» **Task directions**:
Leave out the pictures, and write out exactly the lines from the beginning of the material to the line holding "const columns = ['A', 'B', 'C', 'D', 'E', 'F', 'G', ''];", that line included, and nothing else.
* * * * * * *
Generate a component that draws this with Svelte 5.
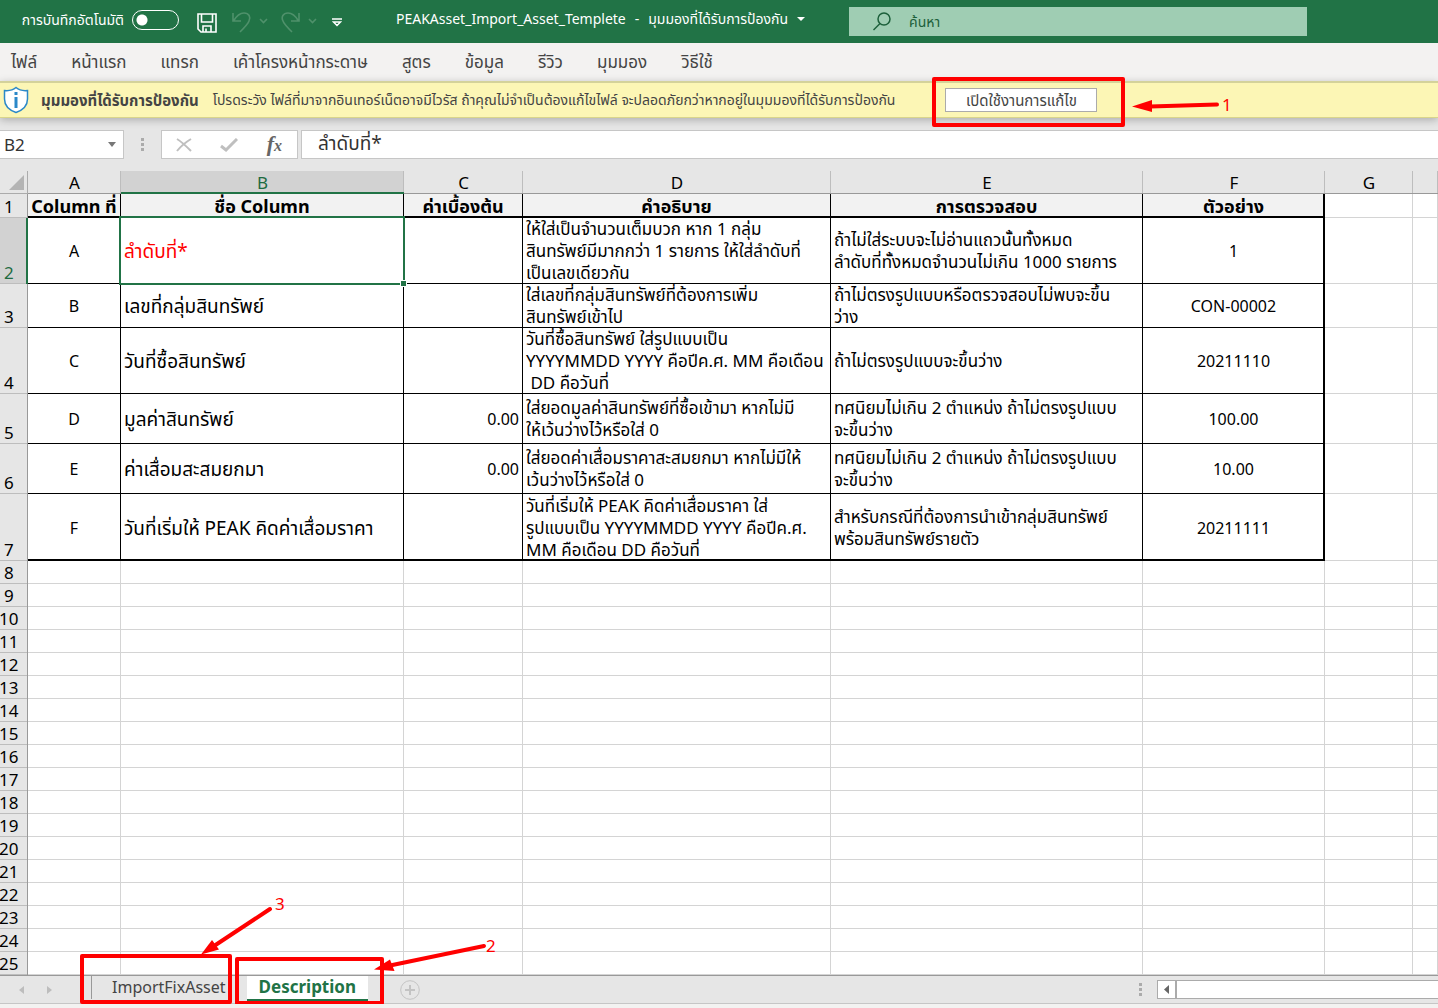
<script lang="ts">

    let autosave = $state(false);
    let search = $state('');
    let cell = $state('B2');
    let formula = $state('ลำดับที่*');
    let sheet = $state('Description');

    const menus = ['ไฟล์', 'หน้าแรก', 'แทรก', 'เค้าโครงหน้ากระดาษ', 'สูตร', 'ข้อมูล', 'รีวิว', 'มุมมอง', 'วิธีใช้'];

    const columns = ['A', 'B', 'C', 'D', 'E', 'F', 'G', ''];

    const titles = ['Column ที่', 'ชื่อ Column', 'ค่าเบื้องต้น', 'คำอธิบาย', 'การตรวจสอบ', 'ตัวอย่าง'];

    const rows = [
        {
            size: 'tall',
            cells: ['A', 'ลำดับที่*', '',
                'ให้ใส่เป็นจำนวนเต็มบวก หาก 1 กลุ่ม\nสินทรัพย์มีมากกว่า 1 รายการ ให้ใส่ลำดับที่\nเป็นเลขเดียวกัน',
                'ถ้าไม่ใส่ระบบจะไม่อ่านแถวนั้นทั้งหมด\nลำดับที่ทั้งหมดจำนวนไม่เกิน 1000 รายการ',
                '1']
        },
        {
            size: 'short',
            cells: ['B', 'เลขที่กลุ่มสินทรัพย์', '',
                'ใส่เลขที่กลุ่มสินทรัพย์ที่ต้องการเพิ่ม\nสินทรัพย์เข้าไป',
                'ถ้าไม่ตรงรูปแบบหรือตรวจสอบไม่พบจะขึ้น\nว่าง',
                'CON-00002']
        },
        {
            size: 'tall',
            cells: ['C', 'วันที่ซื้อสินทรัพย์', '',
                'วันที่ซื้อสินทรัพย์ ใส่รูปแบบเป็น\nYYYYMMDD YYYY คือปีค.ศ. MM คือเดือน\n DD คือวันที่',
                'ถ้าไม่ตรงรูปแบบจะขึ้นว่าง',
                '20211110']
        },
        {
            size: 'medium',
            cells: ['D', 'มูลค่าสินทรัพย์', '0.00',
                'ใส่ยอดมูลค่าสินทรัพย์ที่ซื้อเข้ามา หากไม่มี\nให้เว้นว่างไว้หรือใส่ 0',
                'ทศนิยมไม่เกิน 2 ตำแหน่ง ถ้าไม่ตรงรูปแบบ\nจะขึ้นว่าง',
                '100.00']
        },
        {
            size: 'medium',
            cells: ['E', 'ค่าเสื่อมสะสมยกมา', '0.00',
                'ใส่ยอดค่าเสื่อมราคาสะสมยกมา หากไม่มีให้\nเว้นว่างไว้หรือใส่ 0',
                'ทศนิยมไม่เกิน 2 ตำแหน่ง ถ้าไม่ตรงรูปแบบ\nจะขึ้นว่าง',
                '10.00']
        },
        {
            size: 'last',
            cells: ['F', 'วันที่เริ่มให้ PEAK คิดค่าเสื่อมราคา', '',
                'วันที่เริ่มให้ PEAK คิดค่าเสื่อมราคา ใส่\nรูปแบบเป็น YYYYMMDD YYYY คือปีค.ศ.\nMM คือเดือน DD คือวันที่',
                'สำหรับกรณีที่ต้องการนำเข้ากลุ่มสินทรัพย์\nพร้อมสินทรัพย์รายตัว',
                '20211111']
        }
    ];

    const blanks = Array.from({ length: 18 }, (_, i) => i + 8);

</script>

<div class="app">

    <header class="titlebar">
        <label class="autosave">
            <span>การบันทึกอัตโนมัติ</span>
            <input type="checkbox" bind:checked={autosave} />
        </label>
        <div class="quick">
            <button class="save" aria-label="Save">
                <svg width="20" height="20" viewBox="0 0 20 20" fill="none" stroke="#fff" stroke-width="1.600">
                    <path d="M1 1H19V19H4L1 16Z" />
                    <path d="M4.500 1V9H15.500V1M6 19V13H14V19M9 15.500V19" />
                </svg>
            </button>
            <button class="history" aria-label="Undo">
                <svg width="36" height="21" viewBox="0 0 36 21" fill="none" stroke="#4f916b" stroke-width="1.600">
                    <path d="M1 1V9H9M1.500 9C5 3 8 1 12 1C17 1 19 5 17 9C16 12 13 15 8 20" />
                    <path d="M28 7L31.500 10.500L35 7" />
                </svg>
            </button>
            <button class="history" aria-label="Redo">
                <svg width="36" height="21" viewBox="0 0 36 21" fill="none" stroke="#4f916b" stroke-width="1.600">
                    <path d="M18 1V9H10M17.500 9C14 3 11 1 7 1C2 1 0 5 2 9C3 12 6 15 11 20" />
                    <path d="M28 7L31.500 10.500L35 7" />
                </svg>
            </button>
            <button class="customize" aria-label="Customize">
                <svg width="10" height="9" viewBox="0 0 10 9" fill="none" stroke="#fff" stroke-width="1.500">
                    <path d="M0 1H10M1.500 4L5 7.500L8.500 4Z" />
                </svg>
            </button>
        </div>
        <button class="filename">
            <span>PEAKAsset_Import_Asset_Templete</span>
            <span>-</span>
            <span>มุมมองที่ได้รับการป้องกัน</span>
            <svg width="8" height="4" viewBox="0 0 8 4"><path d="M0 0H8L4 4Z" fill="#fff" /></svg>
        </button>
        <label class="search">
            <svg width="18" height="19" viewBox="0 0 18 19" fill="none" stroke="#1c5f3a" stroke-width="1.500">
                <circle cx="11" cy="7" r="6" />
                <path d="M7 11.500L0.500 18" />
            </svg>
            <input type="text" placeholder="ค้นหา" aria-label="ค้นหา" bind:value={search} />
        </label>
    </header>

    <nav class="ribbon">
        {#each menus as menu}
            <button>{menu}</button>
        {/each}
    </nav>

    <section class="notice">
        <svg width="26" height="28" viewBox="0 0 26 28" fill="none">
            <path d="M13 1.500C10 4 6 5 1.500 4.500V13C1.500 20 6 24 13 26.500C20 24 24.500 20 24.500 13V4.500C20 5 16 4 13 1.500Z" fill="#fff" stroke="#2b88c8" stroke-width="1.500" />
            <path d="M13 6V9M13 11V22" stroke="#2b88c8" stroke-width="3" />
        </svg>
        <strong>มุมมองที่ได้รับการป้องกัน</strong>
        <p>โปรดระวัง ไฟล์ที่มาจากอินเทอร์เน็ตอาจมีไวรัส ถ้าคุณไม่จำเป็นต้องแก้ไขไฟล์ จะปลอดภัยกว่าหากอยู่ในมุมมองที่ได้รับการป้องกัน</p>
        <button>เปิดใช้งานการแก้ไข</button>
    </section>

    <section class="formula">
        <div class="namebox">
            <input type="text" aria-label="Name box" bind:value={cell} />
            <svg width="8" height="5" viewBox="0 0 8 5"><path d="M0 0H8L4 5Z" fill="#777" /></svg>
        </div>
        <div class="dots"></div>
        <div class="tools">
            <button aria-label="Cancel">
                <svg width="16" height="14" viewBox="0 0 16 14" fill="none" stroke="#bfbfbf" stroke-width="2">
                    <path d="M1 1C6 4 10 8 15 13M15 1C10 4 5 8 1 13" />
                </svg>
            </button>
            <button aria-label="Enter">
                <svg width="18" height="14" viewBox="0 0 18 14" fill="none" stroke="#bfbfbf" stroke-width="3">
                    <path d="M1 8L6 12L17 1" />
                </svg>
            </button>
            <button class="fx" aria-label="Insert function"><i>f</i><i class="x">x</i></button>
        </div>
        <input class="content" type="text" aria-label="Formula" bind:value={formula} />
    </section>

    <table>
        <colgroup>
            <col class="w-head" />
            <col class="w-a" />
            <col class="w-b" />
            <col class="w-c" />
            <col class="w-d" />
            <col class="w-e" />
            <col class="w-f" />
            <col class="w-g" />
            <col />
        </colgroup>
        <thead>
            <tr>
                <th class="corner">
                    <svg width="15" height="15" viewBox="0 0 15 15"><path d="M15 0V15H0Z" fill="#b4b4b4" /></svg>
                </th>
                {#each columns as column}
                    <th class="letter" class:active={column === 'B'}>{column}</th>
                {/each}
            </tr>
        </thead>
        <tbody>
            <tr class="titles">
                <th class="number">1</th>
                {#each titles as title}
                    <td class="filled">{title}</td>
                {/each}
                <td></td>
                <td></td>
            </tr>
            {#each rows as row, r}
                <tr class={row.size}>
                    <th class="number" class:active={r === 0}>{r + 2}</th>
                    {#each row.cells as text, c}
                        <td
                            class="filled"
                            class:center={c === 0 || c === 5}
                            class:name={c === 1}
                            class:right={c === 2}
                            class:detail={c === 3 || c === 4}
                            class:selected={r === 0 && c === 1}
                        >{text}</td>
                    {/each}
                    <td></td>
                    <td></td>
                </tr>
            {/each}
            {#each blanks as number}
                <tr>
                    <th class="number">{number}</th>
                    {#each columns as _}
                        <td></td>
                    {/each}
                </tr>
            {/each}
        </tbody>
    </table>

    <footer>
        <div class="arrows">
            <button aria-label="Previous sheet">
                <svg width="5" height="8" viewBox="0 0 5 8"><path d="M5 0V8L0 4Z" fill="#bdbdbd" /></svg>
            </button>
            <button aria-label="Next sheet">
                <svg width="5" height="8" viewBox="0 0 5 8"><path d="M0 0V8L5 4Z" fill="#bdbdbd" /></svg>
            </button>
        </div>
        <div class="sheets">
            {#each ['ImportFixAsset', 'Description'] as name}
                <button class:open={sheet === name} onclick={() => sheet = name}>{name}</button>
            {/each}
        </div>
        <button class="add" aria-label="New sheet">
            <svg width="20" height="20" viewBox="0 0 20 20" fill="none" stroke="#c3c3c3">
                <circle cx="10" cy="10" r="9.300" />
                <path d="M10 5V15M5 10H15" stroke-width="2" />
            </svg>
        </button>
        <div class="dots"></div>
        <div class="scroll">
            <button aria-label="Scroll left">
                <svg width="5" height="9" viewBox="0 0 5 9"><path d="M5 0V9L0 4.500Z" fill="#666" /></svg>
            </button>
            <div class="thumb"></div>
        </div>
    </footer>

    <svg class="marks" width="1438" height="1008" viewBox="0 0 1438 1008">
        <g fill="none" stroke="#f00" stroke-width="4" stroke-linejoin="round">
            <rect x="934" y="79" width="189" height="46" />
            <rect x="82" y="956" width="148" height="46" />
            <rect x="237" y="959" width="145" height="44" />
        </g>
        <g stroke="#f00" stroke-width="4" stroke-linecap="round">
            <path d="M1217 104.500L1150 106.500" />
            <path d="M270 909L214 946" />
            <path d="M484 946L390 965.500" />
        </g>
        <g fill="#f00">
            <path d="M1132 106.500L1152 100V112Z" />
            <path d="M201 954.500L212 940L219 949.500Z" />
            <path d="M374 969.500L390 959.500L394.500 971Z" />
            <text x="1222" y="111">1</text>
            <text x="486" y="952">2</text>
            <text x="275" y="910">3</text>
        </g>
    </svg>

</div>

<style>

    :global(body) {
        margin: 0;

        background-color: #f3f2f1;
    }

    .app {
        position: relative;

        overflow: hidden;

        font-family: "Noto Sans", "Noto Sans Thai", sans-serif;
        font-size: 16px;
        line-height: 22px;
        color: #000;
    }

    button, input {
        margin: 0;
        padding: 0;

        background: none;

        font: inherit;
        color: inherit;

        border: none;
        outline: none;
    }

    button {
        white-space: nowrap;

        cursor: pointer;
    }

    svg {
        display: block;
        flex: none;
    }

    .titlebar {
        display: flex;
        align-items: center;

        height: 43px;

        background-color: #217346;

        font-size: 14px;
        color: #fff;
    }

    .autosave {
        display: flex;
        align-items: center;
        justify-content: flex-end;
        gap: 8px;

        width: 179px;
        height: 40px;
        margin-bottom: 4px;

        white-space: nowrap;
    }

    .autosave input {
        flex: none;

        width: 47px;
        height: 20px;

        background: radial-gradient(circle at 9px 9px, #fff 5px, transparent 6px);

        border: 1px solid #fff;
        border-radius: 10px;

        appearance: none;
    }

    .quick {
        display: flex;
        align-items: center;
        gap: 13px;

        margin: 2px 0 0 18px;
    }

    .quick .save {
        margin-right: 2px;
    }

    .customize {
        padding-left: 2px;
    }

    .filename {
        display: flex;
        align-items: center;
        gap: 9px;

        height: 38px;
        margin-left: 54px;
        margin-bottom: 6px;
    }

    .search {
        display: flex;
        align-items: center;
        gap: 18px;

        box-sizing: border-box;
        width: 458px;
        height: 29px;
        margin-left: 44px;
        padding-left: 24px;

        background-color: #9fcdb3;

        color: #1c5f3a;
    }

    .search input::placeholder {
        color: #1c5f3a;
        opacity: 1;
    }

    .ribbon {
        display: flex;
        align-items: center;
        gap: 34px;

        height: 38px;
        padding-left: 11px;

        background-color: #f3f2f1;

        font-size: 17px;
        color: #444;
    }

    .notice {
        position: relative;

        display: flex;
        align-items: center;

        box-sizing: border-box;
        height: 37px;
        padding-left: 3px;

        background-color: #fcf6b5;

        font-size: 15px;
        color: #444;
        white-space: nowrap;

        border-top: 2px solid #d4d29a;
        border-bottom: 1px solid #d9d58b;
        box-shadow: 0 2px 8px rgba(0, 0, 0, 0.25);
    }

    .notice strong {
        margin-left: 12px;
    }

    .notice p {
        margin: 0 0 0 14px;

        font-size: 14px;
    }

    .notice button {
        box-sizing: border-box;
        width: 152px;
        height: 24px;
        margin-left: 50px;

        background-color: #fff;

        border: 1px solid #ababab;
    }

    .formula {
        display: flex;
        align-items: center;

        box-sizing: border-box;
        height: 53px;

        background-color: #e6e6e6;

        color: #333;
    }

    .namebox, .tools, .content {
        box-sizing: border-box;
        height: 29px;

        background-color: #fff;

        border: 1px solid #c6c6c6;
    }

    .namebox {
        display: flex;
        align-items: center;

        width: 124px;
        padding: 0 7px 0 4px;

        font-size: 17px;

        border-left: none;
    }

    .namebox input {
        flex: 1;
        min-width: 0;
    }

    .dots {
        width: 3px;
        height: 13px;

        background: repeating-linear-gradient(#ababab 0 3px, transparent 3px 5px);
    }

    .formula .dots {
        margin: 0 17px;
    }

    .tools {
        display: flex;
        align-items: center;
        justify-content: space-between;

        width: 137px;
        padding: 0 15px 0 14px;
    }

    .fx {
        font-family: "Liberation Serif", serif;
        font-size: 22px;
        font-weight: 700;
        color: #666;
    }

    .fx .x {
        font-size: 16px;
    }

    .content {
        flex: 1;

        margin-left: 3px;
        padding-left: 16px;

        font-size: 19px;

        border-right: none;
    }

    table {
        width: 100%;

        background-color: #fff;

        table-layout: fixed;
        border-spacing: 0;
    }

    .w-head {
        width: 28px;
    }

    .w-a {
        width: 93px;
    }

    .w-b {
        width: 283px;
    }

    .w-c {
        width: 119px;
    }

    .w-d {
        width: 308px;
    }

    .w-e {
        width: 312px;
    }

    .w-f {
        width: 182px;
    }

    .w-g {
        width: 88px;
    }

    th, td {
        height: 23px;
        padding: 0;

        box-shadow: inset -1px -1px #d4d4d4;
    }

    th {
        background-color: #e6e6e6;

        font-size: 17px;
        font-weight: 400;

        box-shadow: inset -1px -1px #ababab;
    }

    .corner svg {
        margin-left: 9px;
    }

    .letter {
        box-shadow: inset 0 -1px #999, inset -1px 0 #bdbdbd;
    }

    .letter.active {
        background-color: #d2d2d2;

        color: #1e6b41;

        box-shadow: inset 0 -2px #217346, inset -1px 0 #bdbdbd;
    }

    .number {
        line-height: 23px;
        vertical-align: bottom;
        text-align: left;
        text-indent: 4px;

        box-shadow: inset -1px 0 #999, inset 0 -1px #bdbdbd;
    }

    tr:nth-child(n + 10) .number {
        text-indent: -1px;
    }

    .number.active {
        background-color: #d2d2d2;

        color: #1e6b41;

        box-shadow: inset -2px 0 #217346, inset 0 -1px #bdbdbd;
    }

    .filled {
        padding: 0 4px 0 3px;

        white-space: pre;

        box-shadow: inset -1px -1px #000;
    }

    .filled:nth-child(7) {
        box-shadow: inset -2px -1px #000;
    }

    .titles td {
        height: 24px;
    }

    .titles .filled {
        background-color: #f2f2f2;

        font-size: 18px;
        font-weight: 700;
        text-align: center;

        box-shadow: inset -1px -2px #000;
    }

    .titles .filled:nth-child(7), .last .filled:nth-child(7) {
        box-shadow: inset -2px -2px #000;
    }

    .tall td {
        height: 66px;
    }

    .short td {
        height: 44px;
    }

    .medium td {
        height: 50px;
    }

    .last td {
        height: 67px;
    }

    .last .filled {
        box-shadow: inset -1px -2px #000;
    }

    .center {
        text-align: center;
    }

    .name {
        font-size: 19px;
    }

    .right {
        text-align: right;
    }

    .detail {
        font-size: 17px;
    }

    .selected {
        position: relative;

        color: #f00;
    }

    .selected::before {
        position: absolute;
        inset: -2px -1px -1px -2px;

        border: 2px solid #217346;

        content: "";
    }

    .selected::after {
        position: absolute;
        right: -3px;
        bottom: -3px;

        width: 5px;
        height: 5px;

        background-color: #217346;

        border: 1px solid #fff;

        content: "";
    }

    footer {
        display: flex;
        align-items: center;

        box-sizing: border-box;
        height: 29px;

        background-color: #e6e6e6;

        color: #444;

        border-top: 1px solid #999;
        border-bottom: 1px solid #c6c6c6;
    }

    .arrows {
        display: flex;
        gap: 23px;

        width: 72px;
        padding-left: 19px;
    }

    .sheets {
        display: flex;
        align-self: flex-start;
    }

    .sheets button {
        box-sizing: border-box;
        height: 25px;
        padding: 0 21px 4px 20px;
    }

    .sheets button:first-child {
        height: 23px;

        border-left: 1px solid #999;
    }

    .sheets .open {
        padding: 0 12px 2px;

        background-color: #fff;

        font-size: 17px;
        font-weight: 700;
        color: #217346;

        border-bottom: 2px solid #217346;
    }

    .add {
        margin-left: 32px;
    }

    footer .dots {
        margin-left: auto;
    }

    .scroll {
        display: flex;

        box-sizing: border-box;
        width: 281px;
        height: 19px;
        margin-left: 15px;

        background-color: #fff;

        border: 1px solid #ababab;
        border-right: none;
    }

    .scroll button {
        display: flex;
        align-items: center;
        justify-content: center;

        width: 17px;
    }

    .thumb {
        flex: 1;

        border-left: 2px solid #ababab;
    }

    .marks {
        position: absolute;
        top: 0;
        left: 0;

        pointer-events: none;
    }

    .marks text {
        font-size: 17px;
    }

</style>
* * * * * * *
» **Output**:
Generate a component that draws this with Svelte 5.
<script lang="ts">

    let autosave = $state(false);
    let search = $state('');
    let cell = $state('B2');
    let formula = $state('ลำดับที่*');
    let sheet = $state('Description');

    const menus = ['ไฟล์', 'หน้าแรก', 'แทรก', 'เค้าโครงหน้ากระดาษ', 'สูตร', 'ข้อมูล', 'รีวิว', 'มุมมอง', 'วิธีใช้'];

    const columns = ['A', 'B', 'C', 'D', 'E', 'F', 'G', ''];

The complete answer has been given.